Hate crime incidents were also not limited to election night. On November 5, 2008, in Poplarville, Mississippi, former Nicholls State University student, Dyron Hart, 19, of Poplarville, is alleged to have sent, via Facebook, black students at Nicholls State University in Thibodaux, Louisiana, Louisiana State University, the University of Mississippi, and the University of Alabama, a message stating he planned to kill 3,000 people, including them. The 6-foot-3-inch tall, 350-pound Hart, who is himself African-American but who was posing as a white man when he sent the emails and who was a Nicholls State University football hopeful in the spring of 2008, was arrested by FBI agents. He is said to have confessed to sending the emails in order to get a "reaction." Two days after the election in Hardwick Township, New Jersey, in Warren County, an African-American man discovered that someone had burned a six-foot tall cross on his yard. He discovered the cross, which was near his pro-Obama banner that had also been deliberately charred, when taking his eight-year-old daughter to school.
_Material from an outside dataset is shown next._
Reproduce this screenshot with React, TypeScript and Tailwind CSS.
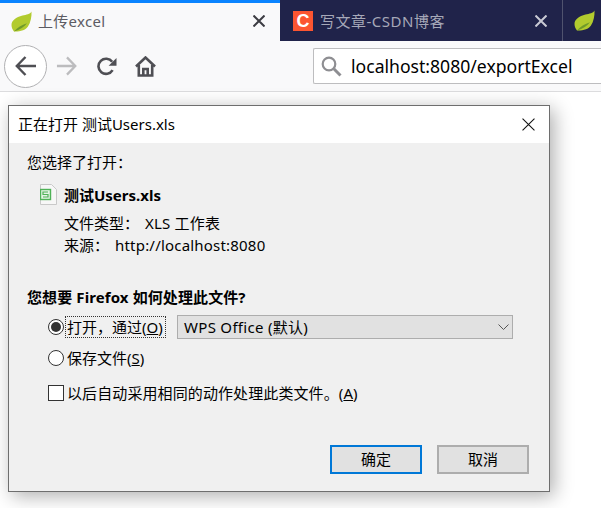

Hate crime incidents this presidential election season were also not limited to targeting blacks. The unleashed racism brought about by an African-American man's run for the White House also unleased other forms of hatred. In La Qunita, California, Robert Sylk, the only Jewish candidate running for the City Council, had one of his political lawn signs stolen and vandalized—with a swastika. Then there was the California gay hate-crime assault: a man wearing a political button against "Proposition 8", which denies gay/lesbian couples the right to become legally married in that state, was attacked by a man who first directed a gay slur at his victim. Poignently, the attacker allegedly used a pro-Proposition 8 lawn sign as a weapon with which he is said to have beaten his victim. In Irvine, California, a City Council candidate who is Muslim, Todd Gallinger, received a death threat on October 7, according to the Los Angeles Times.